MANILA, Philippines - The country saw merchandise imports continue to rise in October from a year ago due to higher purchases of electronic products, metal scraps, cereals, transport and telecommunication equipment as well as industrial machinery.
The National Statistics Office (NSO) reported yesterday that imports went up 4.3 percent to $5.240 billion in October from last year’s $5.024 billion.
“Metalliferous ores and metal scrap, cereals and cereal preparations, transport equipment, telecommunication equipment and electrical machinery, electronic products and industrial machinery and equipment, all contributed to the overall growth in imports for the period,” it said.
But while October imports increased year-on-year, it went down slightly by 0.5 percent compared to the previous month’s level of $5.266 billion.
For the January to October period, imports posted a slight increase of 0.9 percent to $51.275 billion from the same period in 2011.
University of the Philippines economist Benjamin Diokno said in a text message yesterday that given year-to-date imports, it is impossible for the government to meet its official imports target of 12 percent for the year.
“For the government to meet its imports growth target, imports have to grow 45 percent in November and December,” he said.
“But that’s impossible given the weak-growing and uncertain world economy,” he said further.
Late last month, the interagency Development Budget Coordination Committee (DBCC), which sets the country’s macroeconomic assumptions, trimmed the imports growth goal this year to seven percent from 12 percent amid uncertainties in the global economy.

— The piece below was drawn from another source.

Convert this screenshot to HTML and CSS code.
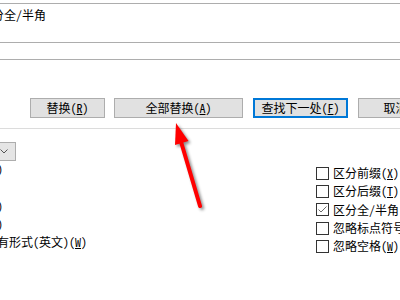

The NSO said payments for inward shipments of electronic products, which rose 8.7 percent to $1.345 billion from last year, accounted for the bulk of the import bill in October.
Payments for imports of metalliferous ores and metal scrap surged 326.4 percent to $222.93 million from a year ago.
Purchases of cereal and cereal preparations also grew 120.7 percent to $187.67 million compared to last year.
Transport equipment brought to the country from overseas jumped 21.4 percent to $410 million from the previous year.
Imports of telecommunication equipment and electrical machinery rose 9.5 percent year-on-year to $108.31 million.
Inward shipments of industrial machinery and equipment likewise climbed 4.6 percent to $277.98 million from last year.
In terms of imports source, the NSO noted that the United States of America (USA) including Alaska and Hawaii, accounted for most of the inward shipments in October with its 11.5 percent share.
Payments for imports from the US reached $603.96 million, an increase of 22.3 percent from last year.
The NSO also said total external trade in goods for October reached $9.648 billion, up 5.1 percent from last year.
It said the increase could be attributed to the 6.1 percent growth in exports to $4.408 billion in October from last year, as well as the higher imports.
The balance of trade in goods in October registered a deficit of $832 million, which is lower compared to the $869 million deficit in the same month last year.